Domain events record what happened as facts rather than triggering synchronous reactions. Without them, a state change in one part of the system binds every consequence to the same call stack, and the logic for what happens next mixes into the logic for what caused it.

Repositories keep persistence details out of the domain so that infrastructure choices do not follow domain objects into tests that should only care about business rules. Application services keep coordination out of the domain model, so the code that loads aggregates, manages transactions, and dispatches events does not mix with the rules the domain is supposed to enforce.

Domain services keep inter-aggregate logic in the domain layer, where it is visible to the model and testable without infrastructure. Factories keep creation logic from drifting into constructors that become coordination workflows, or into application services that absorb responsibilities they were never meant to own.

Closing the Circle

The first article in this series opened with a simple observation. Software has a tendency to drift from the business it is supposed to model.
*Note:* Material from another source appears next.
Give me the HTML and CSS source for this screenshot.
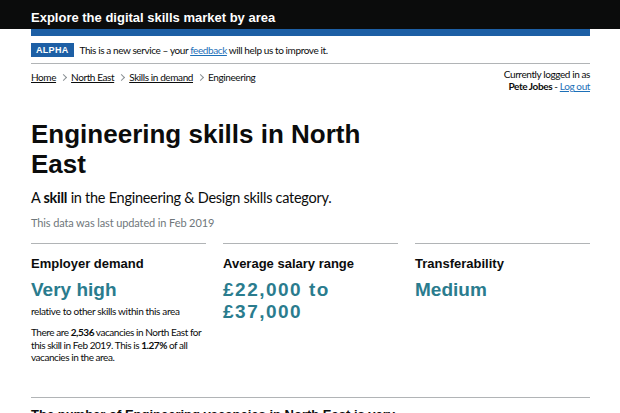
FILE: index.html
```html
<!DOCTYPE html>
<html lang="en">
<head>
    <meta charset="UTF-8">
    <meta name="viewport" content="width=device-width, initial-scale=1.0">
    <title>Engineering skills in North East</title>
    <link rel="stylesheet" href="styles.css">
</head>
<body>
    <header class="site-header">
        <div class="site-header__inner">
            <a href="#" class="site-header__title">Explore the digital skills market by area</a>
        </div>
    </header>

    <div class="container">
        <div class="header-bar"></div>

        <div class="phase-banner">
            <strong class="phase-tag">alpha</strong>
            <span>This is a new service – your <a href="#">feedback</a> will help us to improve it.</span>
        </div>

        <div class="top-row">
            <ol class="breadcrumbs">
                <li><a href="#">Home</a></li>
                <li><a href="#">North East</a></li>
                <li><a href="#">Skills in demand</a></li>
                <li>Engineering</li>
            </ol>
            <div class="user-status">
                Currently logged in as<br>
                <strong>Pete Jobes</strong> - <a href="#">Log out</a>
            </div>
        </div>

        <main>
            <div class="two-thirds">
                <h1>Engineering skills in North East</h1>
                <p class="lead">A <strong>skill</strong> in the Engineering &amp; Design skills category.</p>
                <p class="updated">This data was last updated in Feb 2019</p>
            </div>

            <div class="stats">
                <section class="stat">
                    <h3>Employer demand</h3>
                    <p class="stat-value">Very high</p>
                    <p class="stat-note">relative to other skills within this area</p>
                    <p class="stat-text">There are <strong>2,536</strong> vacancies in North East for this skill in Feb 2019. This is <strong>1.27%</strong> of all vacancies in the area.</p>
                </section>
                <section class="stat">
                    <h3>Average salary range</h3>
                    <p class="stat-value stat-value--money">£22,000 to £37,000</p>
                </section>
                <section class="stat">
                    <h3>Transferability</h3>
                    <p class="stat-value">Medium</p>
                </section>
            </div>

            <div class="section">
                <h2>The number of Engineering vacancies in North East is very high compared to other areas</h2>
            </div>
        </main>
    </div>
</body>
</html>
```

FILE: styles.css
```css
body {
    margin: 0;
    font-family: Lato, "Liberation Sans", Arial, sans-serif;
    letter-spacing: -0.4px;
    color: #0b0c0c;
    background: #fff;
}

a {
    color: #1d70b8;
}

.site-header {
    background-color: #0b0c0c;
    height: 29px;
}

.site-header__inner {
    margin: 0 30px 0 31px;
    padding-top: 2px;
    line-height: 27px;
}

.site-header__title {
    font-family: "Liberation Sans", Arial, sans-serif;
    font-weight: bold;
    font-size: 13px;
    letter-spacing: 0;
    color: #fff;
    text-decoration: none;
}

.container {
    margin: 0 30px 0 31px;
}

.header-bar {
    height: 7px;
    background-color: #1d5fa5;
}

.phase-banner {
    display: flex;
    align-items: center;
    padding: 7px 0 6px;
    border-bottom: 1px solid #b1b4b6;
    font-size: 10px;
}

.phase-tag {
    font-family: "Liberation Sans", Arial, sans-serif;
    font-size: 9px;
    letter-spacing: 0.3px;
    text-transform: uppercase;
    line-height: 14px;
    padding: 0 5px;
    margin-right: 6px;
    color: #fff;
    background-color: #1d5fa5;
}

.top-row {
    display: flex;
    justify-content: space-between;
    align-items: flex-start;
    margin-top: 4px;
    font-size: 10px;
}

.breadcrumbs {
    display: flex;
    list-style: none;
    margin: 0;
    padding: 3px 0 0;
    line-height: 12px;
}

.breadcrumbs li {
    position: relative;
}

.breadcrumbs li + li {
    margin-left: 6px;
    padding-left: 9px;
}

/* chevron between crumbs */
.breadcrumbs li + li::before {
    content: "";
    position: absolute;
    left: -1px;
    top: 4px;
    width: 4px;
    height: 4px;
    border-top: 1px solid #8a9094;
    border-right: 1px solid #8a9094;
    transform: rotate(45deg);
}

.breadcrumbs a {
    color: #0b0c0c;
}

.user-status {
    text-align: right;
    line-height: 12px;
}

.two-thirds {
    max-width: 373px;
}

h1 {
    font-family: "Liberation Sans", Arial, sans-serif;
    font-size: 26px;
    line-height: 30px;
    letter-spacing: 0;
    margin: 27px 0 9px;
}

.lead {
    font-size: 14.5px;
    line-height: 20px;
    letter-spacing: -0.27px;
    margin: 0 0 7px;
}

.updated {
    font-size: 11px;
    line-height: 16px;
    letter-spacing: -0.12px;
    color: #6f777b;
    margin: 0 0 12px;
}

.stats {
    display: grid;
    grid-template-columns: repeat(3, 1fr);
    column-gap: 17px;
}

.stat {
    border-top: 1px solid #b1b4b6;
    padding-top: 12px;
}

.stat h3,
.section h2 {
    font-family: "Liberation Sans", Arial, sans-serif;
    font-size: 13px;
    line-height: 16px;
    letter-spacing: 0;
    margin: 0;
}

.stat-value {
    font-family: "Liberation Sans", Arial, sans-serif;
    font-weight: bold;
    font-size: 19px;
    line-height: 22px;
    letter-spacing: 0;
    color: #2a7c8e;
    margin: 7px 0 0;
}

.stat-value--money {
    letter-spacing: 1.5px;
}

.stat-note {
    font-size: 10px;
    line-height: 12px;
    letter-spacing: -0.35px;
    margin: 4px 0 0;
}

.stat-text {
    font-size: 10px;
    line-height: 12.5px;
    letter-spacing: -0.45px;
    margin: 9px 0 0;
}

.section {
    margin-top: 33px;
    padding-top: 9px;
    border-top: 1px solid #b1b4b6;
}

.section h2 {
    max-width: 373px;
}
```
That drift is not a single event. It accumulates in small decisions: a rule added to the wrong layer, a concept named differently in code than in conversation, a boundary left implicit until it hardens into a constraint. Each compromise is small. The distance grows over time.

The patterns in this series are the systematic answer to that. Not a single solution, but a vocabulary. One pattern for each form of drift. Together they describe how to keep a codebase aligned with the business it represents, from the boundaries that divide a large domain into coherent parts, through the integration decisions that connect those parts without coupling them, to the objects and services that carry the rules in the right place.

The code that results is not finished and it is not perfect. But it reflects the business it models. That is what domain-driven design set out to do.